------ DATASET CONTENT ------

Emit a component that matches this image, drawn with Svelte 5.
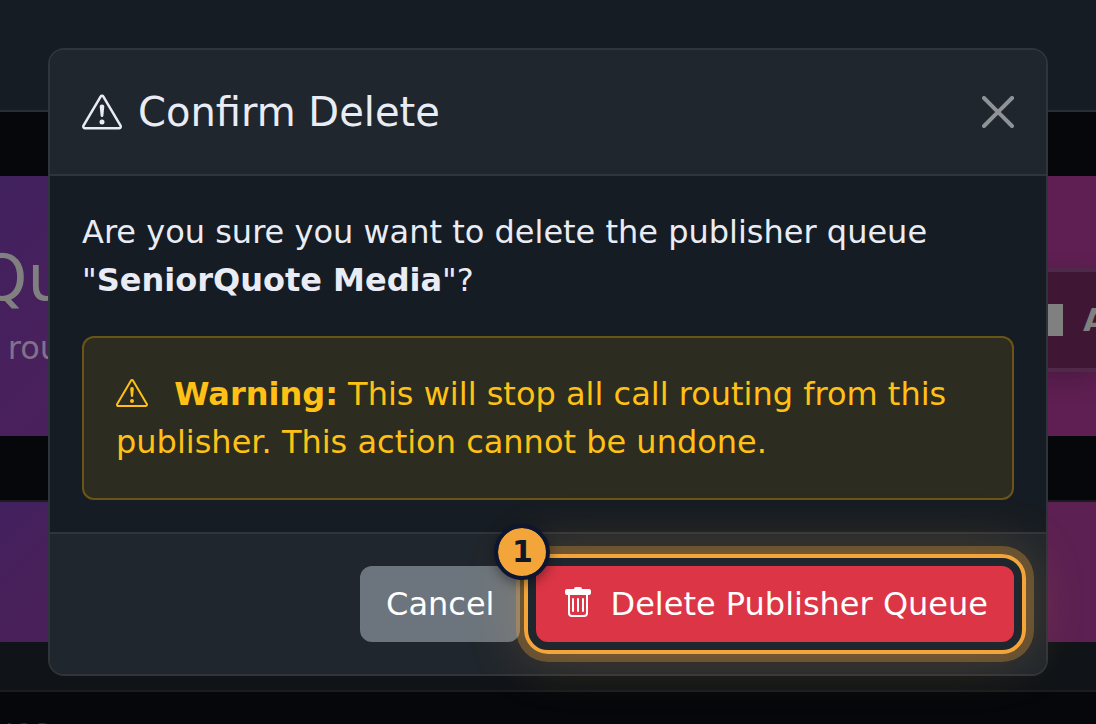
<script>
  const publisher = 'SeniorQuote Media';
  let step = $state(1);
</script>

{#snippet warningIcon()}
  <svg viewBox="0 0 16 16" fill="currentColor" aria-hidden="true">
    <path d="M7.938 2.016A.13.13 0 0 1 8.002 2a.13.13 0 0 1 .063.016.15.15 0 0 1 .054.057l6.857 11.667c.036.06.035.124.002.183a.2.2 0 0 1-.054.06.1.1 0 0 1-.066.017H1.146a.1.1 0 0 1-.066-.017.2.2 0 0 1-.054-.06.18.18 0 0 1 .002-.183L7.884 2.073a.15.15 0 0 1 .054-.057m1.044-.45a1.13 1.13 0 0 0-1.96 0L.165 13.233c-.457.778.091 1.767.98 1.767h13.713c.889 0 1.438-.99.98-1.767z"/>
    <path d="M7.002 12a1 1 0 1 1 2 0 1 1 0 0 1-2 0M7.1 5.995a.905.905 0 1 1 1.8 0l-.35 3.507a.552.552 0 0 1-1.1 0z"/>
  </svg>
{/snippet}

<div class="page">
  <div class="navbar"></div>
  <section class="banner">
    <div class="intro">
      <div class="heading">Qu</div>
      <div class="sub">rou</div>
    </div>
    <div class="add"><span class="block"></span><span>A</span></div>
  </section>
  <section class="card">
    <div class="card-head"></div>
    <div class="card-foot"></div>
  </section>
  <div class="list">ues</div>
</div>

<div class="overlay">
  <div class="modal" role="dialog" aria-modal="true" aria-labelledby="modal-title">
    <header>
      <h5 id="modal-title">{@render warningIcon()}<span>Confirm Delete</span></h5>
      <button type="button" class="close" aria-label="Close">
        <svg viewBox="0 0 16 16" fill="currentColor"><path d="M.293.293a1 1 0 0 1 1.414 0L8 6.586 14.293.293a1 1 0 1 1 1.414 1.414L9.414 8l6.293 6.293a1 1 0 0 1-1.414 1.414L8 9.414l-6.293 6.293a1 1 0 0 1-1.414-1.414L6.586 8 .293 1.707a1 1 0 0 1 0-1.414"/></svg>
      </button>
    </header>
    <main>
      <p>Are you sure you want to delete the publisher queue "<strong>{publisher}</strong>"?</p>
      <div class="alert" role="alert">
        {@render warningIcon()}
        <strong>Warning:</strong> This will stop all call routing from this publisher. This action cannot be undone.
      </div>
    </main>
    <footer>
      <button type="button" class="btn cancel">Cancel</button>
      <div class="target">
        <button type="button" class="btn delete"><svg viewBox="0 0 16 16" fill="currentColor" aria-hidden="true">
            <path d="M5.5 5.5A.5.5 0 0 1 6 6v6a.5.5 0 0 1-1 0V6a.5.5 0 0 1 .5-.5m2.5 0a.5.5 0 0 1 .5.5v6a.5.5 0 0 1-1 0V6a.5.5 0 0 1 .5-.5m3 .5a.5.5 0 0 0-1 0v6a.5.5 0 0 0 1 0z"/>
            <path d="M14.5 3a1 1 0 0 1-1 1H13v9a2 2 0 0 1-2 2H5a2 2 0 0 1-2-2V4h-.5a1 1 0 0 1-1-1V2a1 1 0 0 1 1-1H6a1 1 0 0 1 1-1h2a1 1 0 0 1 1 1h3.500a1 1 0 0 1 1 1zM4 4v9a1 1 0 0 0 1 1h6a1 1 0 0 0 1-1V4z"/>
          </svg><span>Delete Publisher Queue</span></button>
        <span class="ring"></span>
        <span class="badge">{step}</span>
      </div>
    </footer>
  </div>
</div>

<style>
  :global(body) {
    background: #05070b;
    overflow: hidden;
  }
  :global(*) {
    box-sizing: border-box;
  }
  .page,
  .overlay {
    font: 32px/48px "DejaVu Sans", sans-serif;
  }
  .page {
    height: 100vh;
    overflow: hidden;
  }
  .navbar {
    height: 112px;
    background: #161c23;
    border-bottom: 2px solid #2a2d32;
  }
  .banner {
    display: flex;
    justify-content: space-between;
    align-items: center;
    height: 260px;
    margin: 64px 0;
    background: linear-gradient(135deg, #41215f 0%, #5f1f52 70%);
    color: #808080;
  }
  .intro {
    display: flex;
    flex-direction: column;
    align-items: flex-end;
    gap: 8px;
    width: 68px;
    white-space: nowrap;
  }
  .heading {
    font-size: 64px;
    line-height: 76px;
  }
  .sub {
    margin-right: 8px;
    color: #81718a;
  }
  .add {
    display: flex;
    align-items: center;
    align-self: flex-start;
    gap: 20px;
    width: 64px;
    height: 104px;
    margin-top: 92px;
    overflow: hidden;
    background: #401635;
    border: solid #50284a;
    border-width: 4px 0;
    box-shadow: 0 8px 24px rgba(0, 0, 0, 0.2);
    font-weight: bold;
  }
  .block {
    flex: none;
    width: 31px;
    height: 32px;
    background: #808080;
  }
  .card {
    border: solid #1a1c1f;
    border-width: 2px 0;
  }
  .card-head {
    height: 140px;
    background: linear-gradient(135deg, #41215f 0%, #48205a 8%, #5c2052 85%);
  }
  .card-foot {
    height: 48px;
    background: #101418;
  }
  .list {
    display: flex;
    justify-content: flex-end;
    width: 50px;
    padding-top: 14px;
    color: #2b2d31;
  }
  .overlay {
    position: absolute;
    inset: 0;
    padding: 48px;
    color: #e9ecf5;
  }
  .modal {
    border: 2px solid #31343a;
    border-radius: 16px;
    background: #161c23;
  }
  header {
    display: flex;
    align-items: center;
    justify-content: space-between;
    padding: 32px;
    background: #20262d;
    border-bottom: 2px solid #31343a;
    border-radius: 14px 14px 0 0;
  }
  h5 {
    display: flex;
    align-items: center;
    gap: 16px;
    margin: 0;
    font-size: 40px;
    line-height: 60px;
    font-weight: 400;
  }
  h5 svg {
    width: 40px;
    height: 40px;
  }
  .close {
    display: flex;
    padding: 0;
    border: 0;
    background: none;
    color: #8f9296;
  }
  .close svg {
    width: 32px;
    height: 32px;
  }
  main {
    padding: 32px;
  }
  p {
    margin: 0 0 32px;
  }
  .alert {
    padding: 32px;
    border: 2px solid #6b5516;
    border-radius: 12px;
    background: #2d2c20;
    color: #ffc116;
  }
  .alert svg,
  .btn svg {
    width: 32px;
    height: 32px;
    margin-right: 16px;
    vertical-align: -4px;
  }
  footer {
    display: flex;
    justify-content: flex-end;
    gap: 16px;
    padding: 32px;
    background: #20262d;
    border-top: 2px solid #31343a;
    border-radius: 0 0 14px 14px;
  }
  .btn {
    display: block;
    padding: 12px 24px;
    border: 2px solid;
    border-radius: 12px;
    font: inherit;
    color: #fff;
    white-space: nowrap;
  }
  .cancel {
    background: #6c757d;
    border-color: #6c757d;
  }
  .delete {
    background: #dc3545;
    border-color: #dc3545;
  }
  .target {
    position: relative;
  }
  .ring {
    position: absolute;
    inset: -12px;
    border: 4px solid #f3a53a;
    border-radius: 24px;
    box-shadow: 0 0 0 8px rgba(243, 165, 58, 0.3), 0 0 56px 4px rgba(243, 165, 58, 0.22);
    pointer-events: none;
  }
  .badge {
    position: absolute;
    top: -42px;
    left: -42px;
    width: 56px;
    height: 56px;
    border: 4px solid #0c1630;
    border-radius: 50%;
    background: #f3a53a padding-box;
    box-shadow: 0 4px 12px rgba(0, 0, 0, 0.4);
    color: #101828;
    font-size: 30px;
    font-weight: bold;
    line-height: 48px;
    text-align: center;
  }
</style>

------

Copy all the data exactly as written, but skip any picture.

▶ [TASK RESULT]
Emit a component that matches this image, drawn with Svelte 5.
<script>
  const publisher = 'SeniorQuote Media';
  let step = $state(1);
</script>

{#snippet warningIcon()}
  <svg viewBox="0 0 16 16" fill="currentColor" aria-hidden="true">
    <path d="M7.938 2.016A.13.13 0 0 1 8.002 2a.13.13 0 0 1 .063.016.15.15 0 0 1 .054.057l6.857 11.667c.036.06.035.124.002.183a.2.2 0 0 1-.054.06.1.1 0 0 1-.066.017H1.146a.1.1 0 0 1-.066-.017.2.2 0 0 1-.054-.06.18.18 0 0 1 .002-.183L7.884 2.073a.15.15 0 0 1 .054-.057m1.044-.45a1.13 1.13 0 0 0-1.96 0L.165 13.233c-.457.778.091 1.767.98 1.767h13.713c.889 0 1.438-.99.98-1.767z"/>
    <path d="M7.002 12a1 1 0 1 1 2 0 1 1 0 0 1-2 0M7.1 5.995a.905.905 0 1 1 1.8 0l-.35 3.507a.552.552 0 0 1-1.1 0z"/>
  </svg>
{/snippet}

<div class="page">
  <div class="navbar"></div>
  <section class="banner">
    <div class="intro">
      <div class="heading">Qu</div>
      <div class="sub">rou</div>
    </div>
    <div class="add"><span class="block"></span><span>A</span></div>
  </section>
  <section class="card">
    <div class="card-head"></div>
    <div class="card-foot"></div>
  </section>
  <div class="list">ues</div>
</div>

<div class="overlay">
  <div class="modal" role="dialog" aria-modal="true" aria-labelledby="modal-title">
    <header>
      <h5 id="modal-title">{@render warningIcon()}<span>Confirm Delete</span></h5>
      <button type="button" class="close" aria-label="Close">
        <svg viewBox="0 0 16 16" fill="currentColor"><path d="M.293.293a1 1 0 0 1 1.414 0L8 6.586 14.293.293a1 1 0 1 1 1.414 1.414L9.414 8l6.293 6.293a1 1 0 0 1-1.414 1.414L8 9.414l-6.293 6.293a1 1 0 0 1-1.414-1.414L6.586 8 .293 1.707a1 1 0 0 1 0-1.414"/></svg>
      </button>
    </header>
    <main>
      <p>Are you sure you want to delete the publisher queue "<strong>{publisher}</strong>"?</p>
      <div class="alert" role="alert">
        {@render warningIcon()}
        <strong>Warning:</strong> This will stop all call routing from this publisher. This action cannot be undone.
      </div>
    </main>
    <footer>
      <button type="button" class="btn cancel">Cancel</button>
      <div class="target">
        <button type="button" class="btn delete"><svg viewBox="0 0 16 16" fill="currentColor" aria-hidden="true">
            <path d="M5.5 5.5A.5.5 0 0 1 6 6v6a.5.5 0 0 1-1 0V6a.5.5 0 0 1 .5-.5m2.5 0a.5.5 0 0 1 .5.5v6a.5.5 0 0 1-1 0V6a.5.5 0 0 1 .5-.5m3 .5a.5.5 0 0 0-1 0v6a.5.5 0 0 0 1 0z"/>
            <path d="M14.5 3a1 1 0 0 1-1 1H13v9a2 2 0 0 1-2 2H5a2 2 0 0 1-2-2V4h-.5a1 1 0 0 1-1-1V2a1 1 0 0 1 1-1H6a1 1 0 0 1 1-1h2a1 1 0 0 1 1 1h3.500a1 1 0 0 1 1 1zM4 4v9a1 1 0 0 0 1 1h6a1 1 0 0 0 1-1V4z"/>
          </svg><span>Delete Publisher Queue</span></button>
        <span class="ring"></span>
        <span class="badge">{step}</span>
      </div>
    </footer>
  </div>
</div>

<style>
  :global(body) {
    background: #05070b;
    overflow: hidden;
  }
  :global(*) {
    box-sizing: border-box;
  }
  .page,
  .overlay {
    font: 32px/48px "DejaVu Sans", sans-serif;
  }
  .page {
    height: 100vh;
    overflow: hidden;
  }
  .navbar {
    height: 112px;
    background: #161c23;
    border-bottom: 2px solid #2a2d32;
  }
  .banner {
    display: flex;
    justify-content: space-between;
    align-items: center;
    height: 260px;
    margin: 64px 0;
    background: linear-gradient(135deg, #41215f 0%, #5f1f52 70%);
    color: #808080;
  }
  .intro {
    display: flex;
    flex-direction: column;
    align-items: flex-end;
    gap: 8px;
    width: 68px;
    white-space: nowrap;
  }
  .heading {
    font-size: 64px;
    line-height: 76px;
  }
  .sub {
    margin-right: 8px;
    color: #81718a;
  }
  .add {
    display: flex;
    align-items: center;
    align-self: flex-start;
    gap: 20px;
    width: 64px;
    height: 104px;
    margin-top: 92px;
    overflow: hidden;
    background: #401635;
    border: solid #50284a;
    border-width: 4px 0;
    box-shadow: 0 8px 24px rgba(0, 0, 0, 0.2);
    font-weight: bold;
  }
  .block {
    flex: none;
    width: 31px;
    height: 32px;
    background: #808080;
  }
  .card {
    border: solid #1a1c1f;
    border-width: 2px 0;
  }
  .card-head {
    height: 140px;
    background: linear-gradient(135deg, #41215f 0%, #48205a 8%, #5c2052 85%);
  }
  .card-foot {
    height: 48px;
    background: #101418;
  }
  .list {
    display: flex;
    justify-content: flex-end;
    width: 50px;
    padding-top: 14px;
    color: #2b2d31;
  }
  .overlay {
    position: absolute;
    inset: 0;
    padding: 48px;
    color: #e9ecf5;
  }
  .modal {
    border: 2px solid #31343a;
    border-radius: 16px;
    background: #161c23;
  }
  header {
    display: flex;
    align-items: center;
    justify-content: space-between;
    padding: 32px;
    background: #20262d;
    border-bottom: 2px solid #31343a;
    border-radius: 14px 14px 0 0;
  }
  h5 {
    display: flex;
    align-items: center;
    gap: 16px;
    margin: 0;
    font-size: 40px;
    line-height: 60px;
    font-weight: 400;
  }
  h5 svg {
    width: 40px;
    height: 40px;
  }
  .close {
    display: flex;
    padding: 0;
    border: 0;
    background: none;
    color: #8f9296;
  }
  .close svg {
    width: 32px;
    height: 32px;
  }
  main {
    padding: 32px;
  }
  p {
    margin: 0 0 32px;
  }
  .alert {
    padding: 32px;
    border: 2px solid #6b5516;
    border-radius: 12px;
    background: #2d2c20;
    color: #ffc116;
  }
  .alert svg,
  .btn svg {
    width: 32px;
    height: 32px;
    margin-right: 16px;
    vertical-align: -4px;
  }
  footer {
    display: flex;
    justify-content: flex-end;
    gap: 16px;
    padding: 32px;
    background: #20262d;
    border-top: 2px solid #31343a;
    border-radius: 0 0 14px 14px;
  }
  .btn {
    display: block;
    padding: 12px 24px;
    border: 2px solid;
    border-radius: 12px;
    font: inherit;
    color: #fff;
    white-space: nowrap;
  }
  .cancel {
    background: #6c757d;
    border-color: #6c757d;
  }
  .delete {
    background: #dc3545;
    border-color: #dc3545;
  }
  .target {
    position: relative;
  }
  .ring {
    position: absolute;
    inset: -12px;
    border: 4px solid #f3a53a;
    border-radius: 24px;
    box-shadow: 0 0 0 8px rgba(243, 165, 58, 0.3), 0 0 56px 4px rgba(243, 165, 58, 0.22);
    pointer-events: none;
  }
  .badge {
    position: absolute;
    top: -42px;
    left: -42px;
    width: 56px;
    height: 56px;
    border: 4px solid #0c1630;
    border-radius: 50%;
    background: #f3a53a padding-box;
    box-shadow: 0 4px 12px rgba(0, 0, 0, 0.4);
    color: #101828;
    font-size: 30px;
    font-weight: bold;
    line-height: 48px;
    text-align: center;
  }
</style>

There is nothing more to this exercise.